## Task goal
Which lines include the word "page"? Copy each of them.

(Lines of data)
** BEGIN **

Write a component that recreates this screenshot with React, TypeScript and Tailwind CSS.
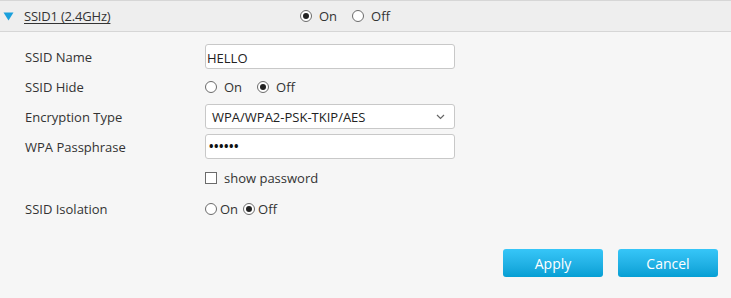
const font = { fontFamily: '"Open Sans", "Noto Sans", sans-serif' };

function Radio({ checked }: { checked?: boolean }) {
  return (
    <span className="w-[12px] h-[12px] rounded-full border border-[#6b6b6b] bg-white flex items-center justify-center shrink-0">
      {checked && <span className="w-[6px] h-[6px] rounded-full bg-[#222]" />}
    </span>
  );
}

function RadioGroup({ value, tight }: { value: 'on' | 'off'; tight?: boolean }) {
  return (
    <div className={`flex items-center ${tight ? 'gap-[5px]' : 'gap-[15px]'}`}>
      <label className={`flex items-center ${tight ? 'gap-[3px]' : 'gap-[7px]'}`}>
        <Radio checked={value === 'on'} />
        <span className="pt-[2px]">On</span>
      </label>
      <label className={`flex items-center ${tight ? 'gap-[3px]' : 'gap-[7px]'}`}>
        <Radio checked={value === 'off'} />
        <span className="pt-[2px]">Off</span>
      </label>
    </div>
  );
}

function Row({ label, className, children }: { label?: string; className: string; children: React.ReactNode }) {
  return (
    <div className={`flex items-center ${className}`}>
      <div className="w-[205px] pl-[25px] pt-[2px] shrink-0">{label}</div>
      {children}
    </div>
  );
}

export default function App() {
  return (
    <div style={font} className="w-[731px] h-[298px] bg-[#f6f6f6] text-[13px] text-[#333] overflow-hidden">
      {/* section header */}
      <div className="h-[32px] bg-[#eeeeee] border-t border-b border-[#d6d6d6] flex items-center">
        <div className="w-[300px] flex items-center pl-[3px] gap-[10px]">
          <svg width="11" height="9" viewBox="0 0 11 9">
            <path d="M0.5 0.5 H10.5 L5.5 8.5 Z" fill="#1aa0dc" />
          </svg>
          <span className="underline underline-offset-2 pt-[2px] tracking-[-0.2px]">SSID1 (2.4GHz)</span>
        </div>
        <RadioGroup value="on" />
      </div>

      <div className="pt-[12px]">
        <Row label="SSID Name" className="h-[25px]">
          <input
            defaultValue="HELLO"
            className="w-[250px] h-[25px] bg-white border border-[#c8c8c8] rounded-[3px] px-[1px] pt-[2px] text-[13px] text-[#222] outline-none"
            style={font}
          />
        </Row>
        <Row label="SSID Hide" className="h-[35px]">
          <RadioGroup value="off" />
        </Row>
        <Row label="Encryption Type" className="h-[25px]">
          <div className="relative w-[250px] h-[25px] bg-white border border-[#c8c8c8] rounded-[3px] flex items-center pl-[6px] pt-[2px] text-[#222]">
            <span>WPA/WPA2-PSK-TKIP/AES</span>
            <svg className="absolute right-[9px] top-[9px]" width="9" height="6" viewBox="0 0 9 6">
              <path d="M1 1 L4.5 4.5 L8 1" fill="none" stroke="#666" strokeWidth="1.2" />
            </svg>
          </div>
        </Row>
        <Row label="WPA Passphrase" className="h-[25px] mt-[5px]">
          <div className="w-[250px] h-[25px] bg-white border border-[#c8c8c8] rounded-[3px] flex items-center pl-[3px] text-[#111] tracking-[0.5px] text-[12px] font-bold">
            ••••••
          </div>
        </Row>
        <Row className="h-[38px]">
          <label className="flex items-center gap-[7px]">
            <span className="w-[12px] h-[12px] border border-[#6b6b6b] bg-white" />
            <span className="pt-[2px]">show password</span>
          </label>
        </Row>
        <Row label="SSID Isolation" className="h-[24px]">
          <RadioGroup value="off" tight />
        </Row>

        <div className="flex justify-end gap-[15px] pr-[13px] mt-[28px]">
          <button className="w-[100px] h-[28px] rounded-[3px] bg-gradient-to-b from-[#36c6f8] to-[#049fd4] text-white text-[14px] pt-[1px]" style={font}>
            Apply
          </button>
          <button className="w-[100px] h-[28px] rounded-[3px] bg-gradient-to-b from-[#36c6f8] to-[#049fd4] text-white text-[14px] pt-[1px]" style={font}>
            Cancel
          </button>
        </div>
      </div>
    </div>
  );
}
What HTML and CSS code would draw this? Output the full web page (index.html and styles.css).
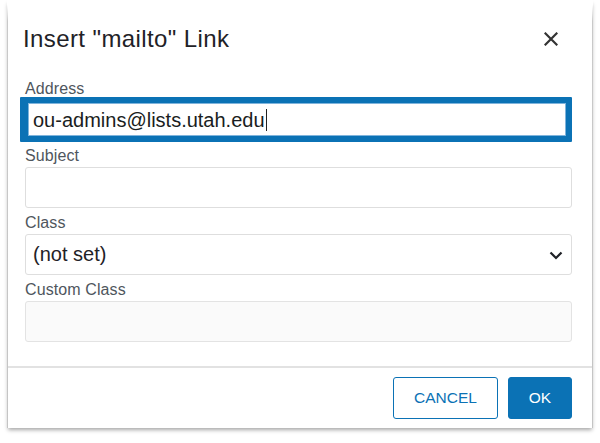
FILE: index.html
```html
<!DOCTYPE html>
<html lang="en">
<head>
<meta charset="utf-8">
<title>Insert mailto Link</title>
<link rel="stylesheet" href="styles.css">
</head>
<body>
<div class="dialog">
  <div class="header">
    <h1 class="title">Insert "mailto" Link</h1>
    <button class="close" aria-label="Close">
      <svg width="14" height="14" viewBox="0 0 14 14"><path d="M1.5 1.5 L12.5 12.5 M12.5 1.5 L1.5 12.5" stroke="#333" stroke-width="2.2" fill="none" stroke-linecap="square"/></svg>
    </button>
  </div>
  <div class="body">
    <div class="field">
      <div class="label">Address</div>
      <div class="input focused">ou-admins@lists.utah.edu<span class="caret"></span></div>
    </div>
    <div class="field field-subject">
      <div class="label">Subject</div>
      <div class="input"></div>
    </div>
    <div class="field">
      <div class="label">Class</div>
      <div class="input select">
        <span>(not set)</span>
        <svg class="chev" width="14" height="9" viewBox="0 0 14 9"><path d="M1.5 1.5 L7 7 L12.5 1.5" stroke="#1f2227" stroke-width="2.2" fill="none"/></svg>
      </div>
    </div>
    <div class="field">
      <div class="label">Custom Class</div>
      <div class="input disabled"></div>
    </div>
  </div>
  <div class="footer">
    <button class="btn btn-cancel">CANCEL</button>
    <button class="btn btn-ok">OK</button>
  </div>
</div>
</body>
</html>
```
FILE: styles.css
```css
* { box-sizing: border-box; }
html, body { margin: 0; padding: 0; background: #fff; }
body {
  font-family: "Liberation Sans", Arial, sans-serif;
  width: 600px;
  height: 443px;
  overflow: hidden;
}
.dialog {
  margin-left: 7px;
  width: 586px;
  background: #fff;
  border-style: solid;
  border-width: 0 1px;
  border-image: linear-gradient(to bottom, rgba(200,200,200,0) 6px, #c9c9c9 22px, #c4c4c4 100%) 1;
  box-shadow: 0 3px 4px -1px rgba(0,0,0,0.35);
}
.header {
  display: flex;
  align-items: center;
  justify-content: space-between;
  padding: 25px 34px 0 15px;
}
.title {
  margin: 0;
  font-size: 24px;
  line-height: 28px;
  font-weight: normal;
  color: #1f2227;
  letter-spacing: 0.4px;
}
.close {
  border: 0;
  background: none;
  padding: 0;
  width: 14px;
  height: 14px;
  display: flex;
}
.body {
  padding: 28px 20px 24px 17px;
}
.field { margin-top: 7px; }
.field:first-child { margin-top: 0; }
.field-subject { margin-top: 6px; }
.label {
  font-size: 16px;
  line-height: 16px;
  color: #4f565d;
  letter-spacing: 0.1px;
}
.input {
  margin-top: 3px;
  height: 41px;
  border: 1px solid #dedede;
  border-radius: 3px;
  background: #fff;
  font-size: 20px;
  line-height: 39px;
  color: #1f2227;
  padding: 0 8px 0 7px;
}
.input.focused {
  margin-top: 0;
  margin-left: -5px;
  height: 45px;
  border: 6px solid #0b72b5;
  border-left-width: 8px;
  border-radius: 1px;
  box-shadow: inset 0 0 0 1px #7fb4dc;
  line-height: 31px;
  padding: 2px 5px 0;
  color: #1a1d21;
}
.caret {
  display: inline-block;
  width: 1px;
  height: 22px;
  background: #222;
  vertical-align: -4px;
  margin-left: 1px;
}
.select {
  display: flex;
  align-items: center;
  justify-content: space-between;
  padding-right: 8px;
}
.chev { display: block; margin-top: 1px; }
.disabled {
  background: #fafafa;
  border-color: #e3e3e3;
}
.footer {
  border-top: 2px solid #e2e2e2;
  padding: 9px 20px 9px;
  display: flex;
  justify-content: flex-end;
  gap: 10px;
}
.btn {
  height: 42px;
  border-radius: 3px;
  font-family: "Liberation Sans", Arial, sans-serif;
  font-size: 15.5px;
  padding: 0;
  cursor: pointer;
}
.btn-cancel {
  width: 105px;
  background: #fff;
  color: #0b72b5;
  border: 1px solid #0b72b5;
}
.btn-ok {
  width: 64px;
  background: #0b72b5;
  color: #fff;
  border: 1px solid #0b72b5;
}
```
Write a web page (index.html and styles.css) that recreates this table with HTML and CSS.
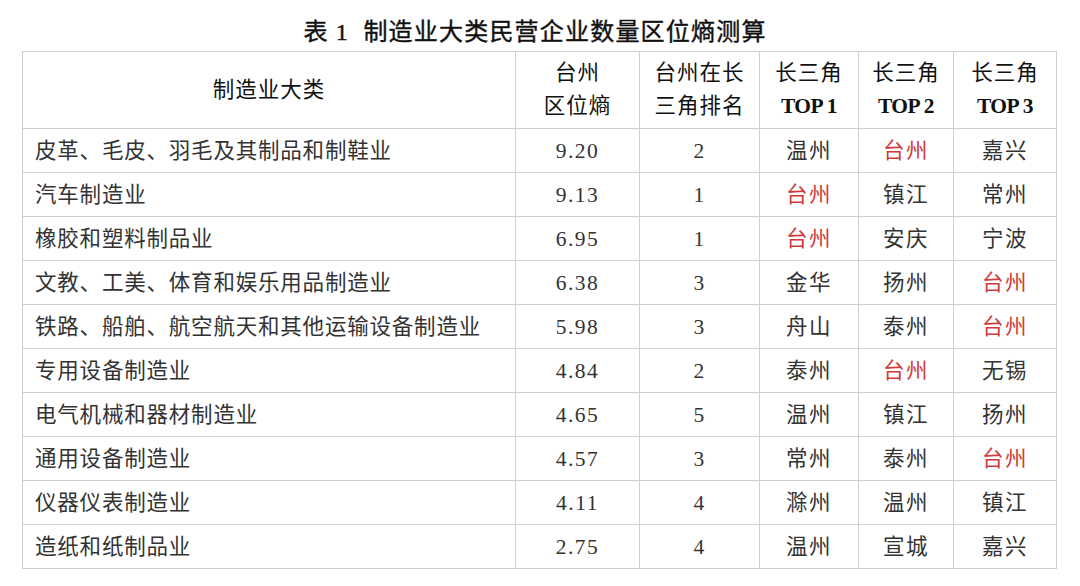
FILE: index.html
```html
<!DOCTYPE html>
<html lang="zh-CN">
<head>
<meta charset="utf-8">
<link rel="stylesheet" href="styles.css">
</head>
<body>
<div class="page">
  <h1 class="title">表 1&nbsp; 制造业大类民营企业数量区位熵测算</h1>
  <table class="tbl">
    <colgroup>
      <col class="c-name"><col class="c-val"><col class="c-rank"><col class="c-t1"><col class="c-t2"><col class="c-t3">
    </colgroup>
    <thead>
      <tr>
        <th>制造业大类</th>
        <th>台州<br>区位熵</th>
        <th>台州在长<br>三角排名</th>
        <th>长三角<br><b class="en">TOP 1</b></th>
        <th>长三角<br><b class="en">TOP 2</b></th>
        <th>长三角<br><b class="en">TOP 3</b></th>
      </tr>
    </thead>
    <tbody>
      <tr><td class="name">皮革、毛皮、羽毛及其制品和制鞋业</td><td>9.20</td><td>2</td><td>温州</td><td class="red">台州</td><td>嘉兴</td></tr>
      <tr><td class="name">汽车制造业</td><td>9.13</td><td>1</td><td class="red">台州</td><td>镇江</td><td>常州</td></tr>
      <tr><td class="name">橡胶和塑料制品业</td><td>6.95</td><td>1</td><td class="red">台州</td><td>安庆</td><td>宁波</td></tr>
      <tr><td class="name">文教、工美、体育和娱乐用品制造业</td><td>6.38</td><td>3</td><td>金华</td><td>扬州</td><td class="red">台州</td></tr>
      <tr><td class="name">铁路、船舶、航空航天和其他运输设备制造业</td><td>5.98</td><td>3</td><td>舟山</td><td>泰州</td><td class="red">台州</td></tr>
      <tr><td class="name">专用设备制造业</td><td>4.84</td><td>2</td><td>泰州</td><td class="red">台州</td><td>无锡</td></tr>
      <tr><td class="name">电气机械和器材制造业</td><td>4.65</td><td>5</td><td>温州</td><td>镇江</td><td>扬州</td></tr>
      <tr><td class="name">通用设备制造业</td><td>4.57</td><td>3</td><td>常州</td><td>泰州</td><td class="red">台州</td></tr>
      <tr><td class="name">仪器仪表制造业</td><td>4.11</td><td>4</td><td>滁州</td><td>温州</td><td>镇江</td></tr>
      <tr><td class="name">造纸和纸制品业</td><td>2.75</td><td>4</td><td>温州</td><td>宣城</td><td>嘉兴</td></tr>
    </tbody>
  </table>
</div>
</body>
</html>
```

FILE: styles.css
```css
html, body {
  margin: 0;
  padding: 0;
  background: #ffffff;
}

body {
  font-family: "Liberation Serif", "Noto Sans CJK SC", serif;
  color: #333333;
}

.page {
  width: 1080px;
  height: 586px;
  padding: 0 0 0 22px;
  box-sizing: border-box;
  overflow: hidden;
}

.title {
  margin: 0;
  width: 1026px;
  height: 51px;
  padding-top: 18px;
  box-sizing: border-box;
  text-align: center;
  font-size: 24px;
  line-height: 29px;
  font-weight: normal;
  color: #111111;
  letter-spacing: 1.2px;
  -webkit-text-stroke: 0.4px #111111;
}

.tbl {
  border-collapse: collapse;
  table-layout: fixed;
  width: 1034px;
  font-size: 21.5px;
}

.c-name { width: 493px; }
.c-val { width: 124px; }
.c-rank { width: 120px; }
.c-t1 { width: 99px; }
.c-t2 { width: 95px; }
.c-t3 { width: 103px; }

.tbl th,
.tbl td {
  border: 1.5px solid #cfcfcf;
  padding: 0;
  text-align: center;
  vertical-align: middle;
}

.tbl th {
  height: 76px;
  font-weight: normal;
  color: #111111;
  line-height: 33px;
  letter-spacing: 1px;
}

.tbl th .en {
  font-weight: bold;
  letter-spacing: -0.5px;
}

.tbl td {
  height: 43px;
  line-height: 26px;
  letter-spacing: 1.5px;
}

.tbl td.name {
  text-align: left;
  padding-left: 12px;
  letter-spacing: 0.8px;
}

.tbl td.red {
  color: #d23a3a;
}
```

** END **

## Result of this task
What HTML and CSS code would draw this? Output the full web page (index.html and styles.css).
Write a web page (index.html and styles.css) that recreates this table with HTML and CSS.
<div class="page">
.page {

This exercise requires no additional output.